# START OF Dataset content
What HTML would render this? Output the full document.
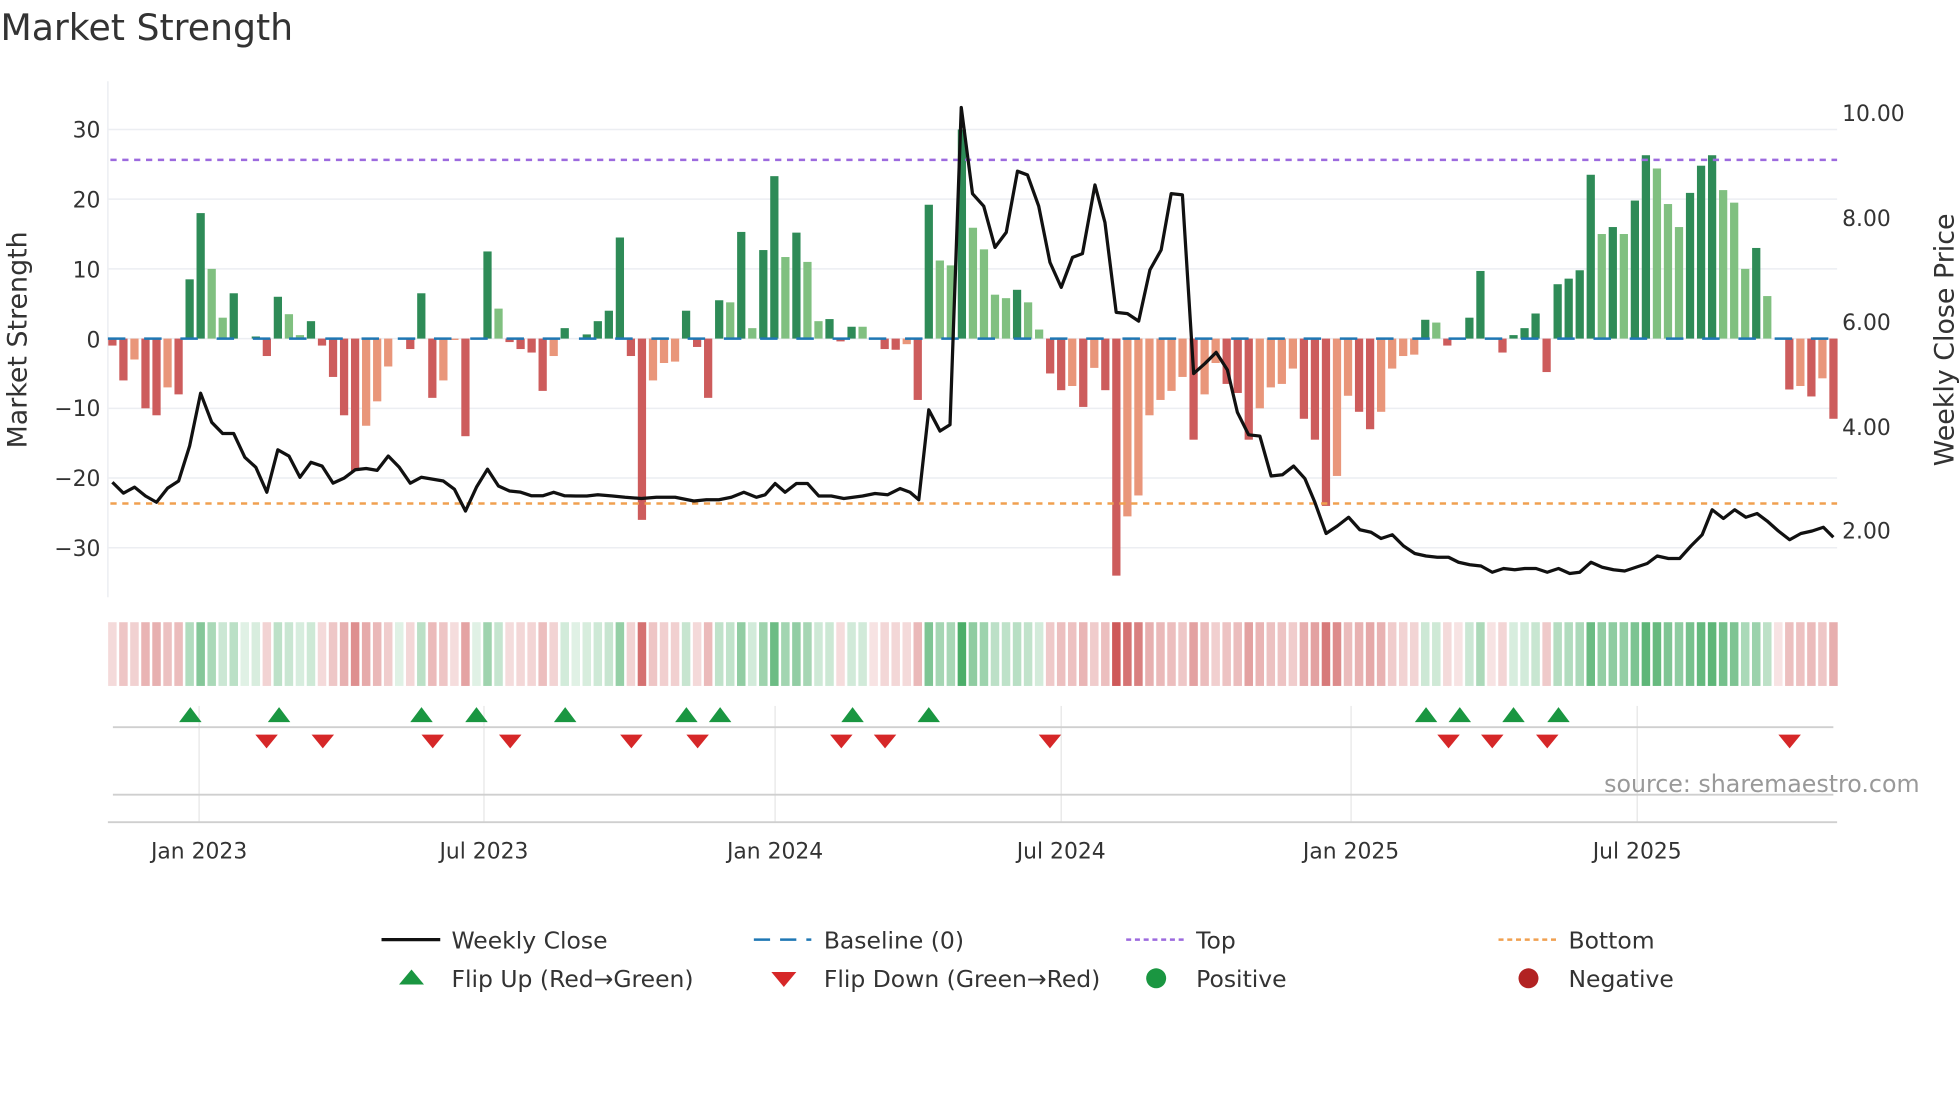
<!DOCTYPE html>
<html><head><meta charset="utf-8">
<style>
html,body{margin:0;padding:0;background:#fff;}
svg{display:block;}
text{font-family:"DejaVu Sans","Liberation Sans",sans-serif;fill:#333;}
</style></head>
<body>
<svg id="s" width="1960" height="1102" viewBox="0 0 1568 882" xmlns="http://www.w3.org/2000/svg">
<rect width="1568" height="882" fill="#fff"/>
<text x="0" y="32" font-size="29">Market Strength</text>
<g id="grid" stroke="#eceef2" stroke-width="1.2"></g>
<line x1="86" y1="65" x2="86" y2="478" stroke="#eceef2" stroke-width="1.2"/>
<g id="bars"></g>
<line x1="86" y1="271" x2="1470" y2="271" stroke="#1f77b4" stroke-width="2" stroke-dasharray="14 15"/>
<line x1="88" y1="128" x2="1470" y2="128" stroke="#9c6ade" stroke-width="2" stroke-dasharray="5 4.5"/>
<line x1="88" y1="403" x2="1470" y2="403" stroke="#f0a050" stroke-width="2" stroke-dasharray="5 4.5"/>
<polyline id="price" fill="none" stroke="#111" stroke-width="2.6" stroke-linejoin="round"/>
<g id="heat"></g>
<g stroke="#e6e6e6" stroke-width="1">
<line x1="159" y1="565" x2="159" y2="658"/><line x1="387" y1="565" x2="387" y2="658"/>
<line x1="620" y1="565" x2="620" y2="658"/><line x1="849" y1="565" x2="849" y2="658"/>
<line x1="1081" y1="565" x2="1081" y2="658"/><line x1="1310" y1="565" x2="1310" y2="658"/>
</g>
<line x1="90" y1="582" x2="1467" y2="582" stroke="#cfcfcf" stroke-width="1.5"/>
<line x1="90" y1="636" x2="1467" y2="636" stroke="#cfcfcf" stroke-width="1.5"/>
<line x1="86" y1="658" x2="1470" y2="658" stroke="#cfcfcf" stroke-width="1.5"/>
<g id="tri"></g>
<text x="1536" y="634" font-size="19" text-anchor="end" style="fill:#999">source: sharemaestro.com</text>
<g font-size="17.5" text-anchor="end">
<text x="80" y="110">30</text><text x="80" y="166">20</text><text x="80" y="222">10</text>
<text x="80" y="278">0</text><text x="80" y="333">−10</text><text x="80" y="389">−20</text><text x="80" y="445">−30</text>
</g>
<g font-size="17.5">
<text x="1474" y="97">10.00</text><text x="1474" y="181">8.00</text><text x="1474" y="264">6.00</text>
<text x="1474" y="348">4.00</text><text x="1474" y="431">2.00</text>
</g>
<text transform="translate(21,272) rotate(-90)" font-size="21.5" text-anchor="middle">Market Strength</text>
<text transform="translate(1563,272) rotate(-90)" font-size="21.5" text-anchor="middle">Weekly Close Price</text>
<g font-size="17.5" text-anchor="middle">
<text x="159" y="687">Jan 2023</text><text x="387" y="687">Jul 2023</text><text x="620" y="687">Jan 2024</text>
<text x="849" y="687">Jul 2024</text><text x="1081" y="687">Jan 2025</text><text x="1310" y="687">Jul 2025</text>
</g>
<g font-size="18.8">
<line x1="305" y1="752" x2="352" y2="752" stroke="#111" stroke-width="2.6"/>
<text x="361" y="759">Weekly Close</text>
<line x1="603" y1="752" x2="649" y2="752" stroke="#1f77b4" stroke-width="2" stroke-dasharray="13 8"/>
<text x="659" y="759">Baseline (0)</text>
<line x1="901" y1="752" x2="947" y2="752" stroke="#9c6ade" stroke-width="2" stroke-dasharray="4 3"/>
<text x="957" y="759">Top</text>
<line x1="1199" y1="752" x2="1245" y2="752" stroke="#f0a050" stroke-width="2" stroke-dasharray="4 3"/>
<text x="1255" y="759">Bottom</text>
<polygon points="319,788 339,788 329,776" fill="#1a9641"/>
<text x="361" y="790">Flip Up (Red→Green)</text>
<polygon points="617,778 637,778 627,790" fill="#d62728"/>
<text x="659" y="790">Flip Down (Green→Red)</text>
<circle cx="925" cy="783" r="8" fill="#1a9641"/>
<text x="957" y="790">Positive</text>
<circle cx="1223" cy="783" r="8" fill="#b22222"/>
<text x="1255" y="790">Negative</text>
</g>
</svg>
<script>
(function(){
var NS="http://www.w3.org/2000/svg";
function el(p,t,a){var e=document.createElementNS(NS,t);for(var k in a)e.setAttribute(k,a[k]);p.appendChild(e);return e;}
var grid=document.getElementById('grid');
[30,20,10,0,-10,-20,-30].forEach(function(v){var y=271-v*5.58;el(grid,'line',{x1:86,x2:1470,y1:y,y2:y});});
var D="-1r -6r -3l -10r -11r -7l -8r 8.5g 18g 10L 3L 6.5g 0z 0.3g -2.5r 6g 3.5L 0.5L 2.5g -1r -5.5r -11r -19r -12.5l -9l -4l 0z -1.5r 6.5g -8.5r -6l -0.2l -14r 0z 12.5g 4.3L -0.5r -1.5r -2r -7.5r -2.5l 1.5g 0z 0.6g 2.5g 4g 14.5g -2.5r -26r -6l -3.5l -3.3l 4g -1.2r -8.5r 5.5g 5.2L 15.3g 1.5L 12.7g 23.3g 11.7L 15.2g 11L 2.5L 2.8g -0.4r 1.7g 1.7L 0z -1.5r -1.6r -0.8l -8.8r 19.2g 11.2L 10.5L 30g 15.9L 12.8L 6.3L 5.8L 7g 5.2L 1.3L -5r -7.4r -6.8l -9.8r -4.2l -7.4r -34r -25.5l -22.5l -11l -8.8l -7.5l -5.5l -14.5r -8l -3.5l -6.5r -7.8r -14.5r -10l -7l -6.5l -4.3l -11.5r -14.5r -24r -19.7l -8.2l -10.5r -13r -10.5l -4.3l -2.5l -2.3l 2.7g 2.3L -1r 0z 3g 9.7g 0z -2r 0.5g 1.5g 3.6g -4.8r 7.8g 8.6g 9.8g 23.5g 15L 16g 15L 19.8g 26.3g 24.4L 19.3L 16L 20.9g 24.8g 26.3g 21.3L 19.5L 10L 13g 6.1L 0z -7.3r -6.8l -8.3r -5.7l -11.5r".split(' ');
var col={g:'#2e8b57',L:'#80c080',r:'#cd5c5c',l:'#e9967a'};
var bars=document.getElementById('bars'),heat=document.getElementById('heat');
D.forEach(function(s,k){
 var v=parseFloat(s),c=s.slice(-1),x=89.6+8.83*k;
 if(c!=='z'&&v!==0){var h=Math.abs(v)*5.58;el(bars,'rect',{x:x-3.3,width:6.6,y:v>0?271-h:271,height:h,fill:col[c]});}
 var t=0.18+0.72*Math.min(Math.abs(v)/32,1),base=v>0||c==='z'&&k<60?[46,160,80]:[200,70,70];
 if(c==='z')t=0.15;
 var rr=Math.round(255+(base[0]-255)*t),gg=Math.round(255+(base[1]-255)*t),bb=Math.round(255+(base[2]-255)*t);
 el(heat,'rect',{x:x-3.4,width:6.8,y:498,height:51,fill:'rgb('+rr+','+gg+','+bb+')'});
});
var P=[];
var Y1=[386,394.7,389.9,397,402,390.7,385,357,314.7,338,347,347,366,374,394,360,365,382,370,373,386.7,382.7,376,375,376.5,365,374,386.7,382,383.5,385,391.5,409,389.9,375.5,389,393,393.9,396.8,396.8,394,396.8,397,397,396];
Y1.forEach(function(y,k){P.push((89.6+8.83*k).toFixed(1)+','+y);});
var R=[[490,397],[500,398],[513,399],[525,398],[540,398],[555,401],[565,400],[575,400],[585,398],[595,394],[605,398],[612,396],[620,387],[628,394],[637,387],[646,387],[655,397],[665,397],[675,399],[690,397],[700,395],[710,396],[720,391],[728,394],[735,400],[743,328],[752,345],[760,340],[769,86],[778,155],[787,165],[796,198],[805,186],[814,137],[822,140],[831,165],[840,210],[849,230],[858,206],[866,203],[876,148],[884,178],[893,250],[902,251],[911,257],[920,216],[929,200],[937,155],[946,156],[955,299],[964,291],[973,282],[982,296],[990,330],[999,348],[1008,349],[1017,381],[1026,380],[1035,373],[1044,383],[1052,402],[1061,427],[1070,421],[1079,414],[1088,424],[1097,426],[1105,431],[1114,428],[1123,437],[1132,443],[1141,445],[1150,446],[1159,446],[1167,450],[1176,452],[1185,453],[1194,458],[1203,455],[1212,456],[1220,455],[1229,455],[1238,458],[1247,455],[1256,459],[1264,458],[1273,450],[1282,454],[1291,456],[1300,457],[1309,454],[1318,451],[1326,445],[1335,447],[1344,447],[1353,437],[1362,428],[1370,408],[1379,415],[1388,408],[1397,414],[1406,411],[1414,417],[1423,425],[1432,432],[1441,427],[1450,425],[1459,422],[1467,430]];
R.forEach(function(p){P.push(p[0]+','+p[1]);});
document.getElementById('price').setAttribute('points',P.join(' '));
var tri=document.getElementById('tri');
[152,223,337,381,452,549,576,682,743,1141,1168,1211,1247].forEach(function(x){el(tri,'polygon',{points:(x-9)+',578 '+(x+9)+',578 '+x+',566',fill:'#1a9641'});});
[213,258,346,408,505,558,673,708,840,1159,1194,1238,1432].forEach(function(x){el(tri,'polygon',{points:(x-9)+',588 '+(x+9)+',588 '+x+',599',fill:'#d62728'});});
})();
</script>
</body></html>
# END OF Dataset content
Return all lines containing "document".

* [Reply to the exercise]:
What HTML would render this? Output the full document.
function el(p,t,a){var e=document.createElementNS(NS,t);for(var k in a)e.setAttribute(k,a[k]);p.appendChild(e);return e;}
var grid=document.getElementById('grid');
var bars=document.getElementById('bars'),heat=document.getElementById('heat');
document.getElementById('price').setAttribute('points',P.join(' '));
var tri=document.getElementById('tri');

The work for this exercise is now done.